Task statement:
All of the data should be repeated exactly; pictures are not part of the copy.

Material:
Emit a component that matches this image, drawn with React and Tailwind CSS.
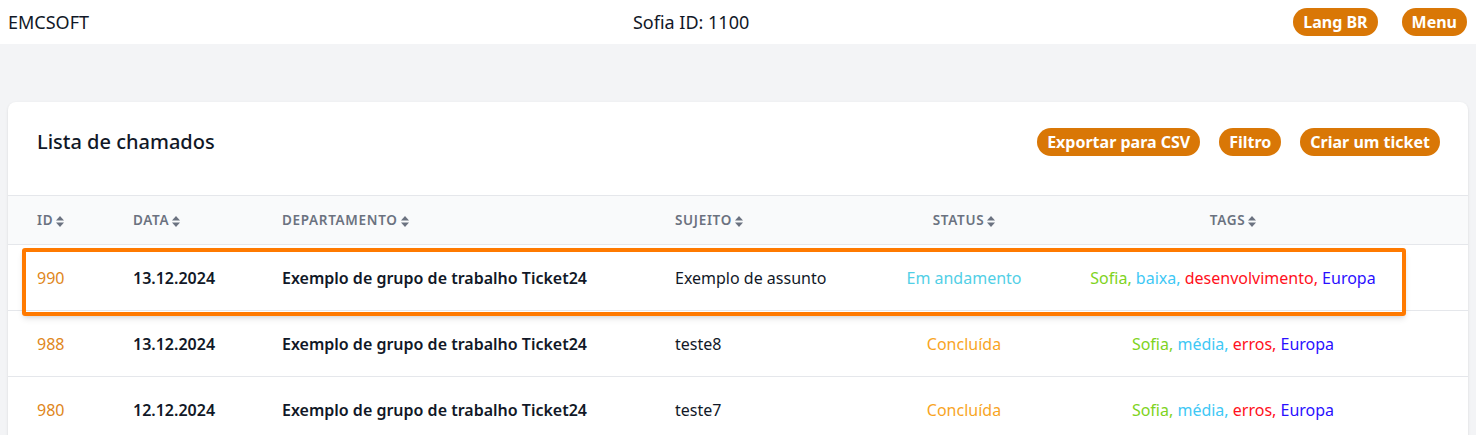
import React from 'react';

const font = { fontFamily: '"Noto Sans", "Open Sans", sans-serif' };

const rows = [
  {
    id: '990',
    date: '13.12.2024',
    dept: 'Exemplo de grupo de trabalho Ticket24',
    subject: 'Exemplo de assunto',
    status: 'Em andamento',
    statusClass: 'text-[#52cfe6]',
    tags: ['Sofia', 'baixa', 'desenvolvimento', 'Europa'],
    highlight: true,
  },
  {
    id: '988',
    date: '13.12.2024',
    dept: 'Exemplo de grupo de trabalho Ticket24',
    subject: 'teste8',
    status: 'Concluída',
    statusClass: 'text-[#f8a51f]',
    tags: ['Sofia', 'média', 'erros', 'Europa'],
  },
  {
    id: '980',
    date: '12.12.2024',
    dept: 'Exemplo de grupo de trabalho Ticket24',
    subject: 'teste7',
    status: 'Concluída',
    statusClass: 'text-[#f8a51f]',
    tags: ['Sofia', 'média', 'erros', 'Europa'],
  },
];

const tagColors = ['text-[#7ed321]', 'text-[#3ec8f5]', 'text-[#ff1020]', 'text-[#2a10ff]'];

function SortIcon() {
  return (
    <svg width="8" height="11" viewBox="0 0 8 11" className="ml-[3px] inline-block">
      <path d="M4 0 L8 4.5 L0 4.5 Z" fill="#6b7280" />
      <path d="M4 11 L8 6.5 L0 6.5 Z" fill="#6b7280" />
    </svg>
  );
}

function Pill({ children }) {
  return (
    <button className="bg-[#d97706] text-white font-bold text-[16px] leading-none rounded-full px-[10px] h-[28px]">
      {children}
    </button>
  );
}

const cols = 'grid grid-cols-[125px_149px_393px_205px_168px_370px_1fr] items-center';

function App() {
  return (
    <div className="min-h-screen bg-[#f3f4f6] text-[#111827]" style={font}>
      <div className="bg-white h-[44px] flex items-center justify-between pl-2 pr-[9px]">
        <span className="text-[18px]">EMCSOFT</span>
        <span className="text-[18px]">Sofia ID: 1100</span>
        <div className="flex gap-[24px]">
          <Pill>Lang BR</Pill>
          <Pill>Menu</Pill>
        </div>
      </div>

      <div className="pt-[58px] px-2">
        <div className="bg-white rounded-t-lg shadow-sm relative">
          <div className="flex items-center justify-between pl-[29px] pr-[28px] h-[93px] pb-[13px]">
            <h1 className="text-[20px] font-medium">Lista de chamados</h1>
            <div className="flex gap-[19px]">
              <Pill>Exportar para CSV</Pill>
              <Pill>Filtro</Pill>
              <Pill>Criar um ticket</Pill>
            </div>
          </div>

          <div className={`${cols} h-[50px] bg-[#f9fafb] border-y border-[#e5e7eb] text-[13.5px] font-semibold uppercase tracking-wider text-[#6b7280]`}>
            <div className="pl-[29px]">ID<SortIcon /></div>
            <div>Data<SortIcon /></div>
            <div>Departamento<SortIcon /></div>
            <div>Sujeito<SortIcon /></div>
            <div className="text-center">Status<SortIcon /></div>
            <div className="text-center">Tags<SortIcon /></div>
            <div />
          </div>

          {rows.map((r) => (
            <div key={r.id} className={`${cols} h-[66px] border-b border-[#e5e7eb] text-[16px] relative`}>
              <div className="pl-[29px] text-[#e0861a]">{r.id}</div>
              <div className="font-semibold">{r.date}</div>
              <div className="font-semibold">{r.dept}</div>
              <div>{r.subject}</div>
              <div className={`text-center ${r.statusClass}`}>{r.status}</div>
              <div className="text-center">
                {r.tags.map((t, i) => (
                  <span key={t} className={tagColors[i]}>
                    {t}
                    {i < r.tags.length - 1 ? ', ' : ''}
                  </span>
                ))}
              </div>
              <div />
              {r.highlight && (
                <div className="absolute left-[14px] top-[3px] w-[1384px] h-[68px] border-[4px] border-[#ff7a00] rounded-[3px] shadow-md pointer-events-none" />
              )}
            </div>
          ))}
        </div>
      </div>
    </div>
  );
}

export default App;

Answer in full:
Emit a component that matches this image, drawn with React and Tailwind CSS.
import React from 'react';

const font = { fontFamily: '"Noto Sans", "Open Sans", sans-serif' };

const rows = [
  {
    id: '990',
    date: '13.12.2024',
    dept: 'Exemplo de grupo de trabalho Ticket24',
    subject: 'Exemplo de assunto',
    status: 'Em andamento',
    statusClass: 'text-[#52cfe6]',
    tags: ['Sofia', 'baixa', 'desenvolvimento', 'Europa'],
    highlight: true,
  },
  {
    id: '988',
    date: '13.12.2024',
    dept: 'Exemplo de grupo de trabalho Ticket24',
    subject: 'teste8',
    status: 'Concluída',
    statusClass: 'text-[#f8a51f]',
    tags: ['Sofia', 'média', 'erros', 'Europa'],
  },
  {
    id: '980',
    date: '12.12.2024',
    dept: 'Exemplo de grupo de trabalho Ticket24',
    subject: 'teste7',
    status: 'Concluída',
    statusClass: 'text-[#f8a51f]',
    tags: ['Sofia', 'média', 'erros', 'Europa'],
  },
];

const tagColors = ['text-[#7ed321]', 'text-[#3ec8f5]', 'text-[#ff1020]', 'text-[#2a10ff]'];

function SortIcon() {
  return (
    <svg width="8" height="11" viewBox="0 0 8 11" className="ml-[3px] inline-block">
      <path d="M4 0 L8 4.5 L0 4.5 Z" fill="#6b7280" />
      <path d="M4 11 L8 6.5 L0 6.5 Z" fill="#6b7280" />
    </svg>
  );
}

function Pill({ children }) {
  return (
    <button className="bg-[#d97706] text-white font-bold text-[16px] leading-none rounded-full px-[10px] h-[28px]">
      {children}
    </button>
  );
}

const cols = 'grid grid-cols-[125px_149px_393px_205px_168px_370px_1fr] items-center';

function App() {
  return (
    <div className="min-h-screen bg-[#f3f4f6] text-[#111827]" style={font}>
      <div className="bg-white h-[44px] flex items-center justify-between pl-2 pr-[9px]">
        <span className="text-[18px]">EMCSOFT</span>
        <span className="text-[18px]">Sofia ID: 1100</span>
        <div className="flex gap-[24px]">
          <Pill>Lang BR</Pill>
          <Pill>Menu</Pill>
        </div>
      </div>

      <div className="pt-[58px] px-2">
        <div className="bg-white rounded-t-lg shadow-sm relative">
          <div className="flex items-center justify-between pl-[29px] pr-[28px] h-[93px] pb-[13px]">
            <h1 className="text-[20px] font-medium">Lista de chamados</h1>
            <div className="flex gap-[19px]">
              <Pill>Exportar para CSV</Pill>
              <Pill>Filtro</Pill>
              <Pill>Criar um ticket</Pill>
            </div>
          </div>

          <div className={`${cols} h-[50px] bg-[#f9fafb] border-y border-[#e5e7eb] text-[13.5px] font-semibold uppercase tracking-wider text-[#6b7280]`}>
            <div className="pl-[29px]">ID<SortIcon /></div>
            <div>Data<SortIcon /></div>
            <div>Departamento<SortIcon /></div>
            <div>Sujeito<SortIcon /></div>
            <div className="text-center">Status<SortIcon /></div>
            <div className="text-center">Tags<SortIcon /></div>
            <div />
          </div>

          {rows.map((r) => (
            <div key={r.id} className={`${cols} h-[66px] border-b border-[#e5e7eb] text-[16px] relative`}>
              <div className="pl-[29px] text-[#e0861a]">{r.id}</div>
              <div className="font-semibold">{r.date}</div>
              <div className="font-semibold">{r.dept}</div>
              <div>{r.subject}</div>
              <div className={`text-center ${r.statusClass}`}>{r.status}</div>
              <div className="text-center">
                {r.tags.map((t, i) => (
                  <span key={t} className={tagColors[i]}>
                    {t}
                    {i < r.tags.length - 1 ? ', ' : ''}
                  </span>
                ))}
              </div>
              <div />
              {r.highlight && (
                <div className="absolute left-[14px] top-[3px] w-[1384px] h-[68px] border-[4px] border-[#ff7a00] rounded-[3px] shadow-md pointer-events-none" />
              )}
            </div>
          ))}
        </div>
      </div>
    </div>
  );
}

export default App;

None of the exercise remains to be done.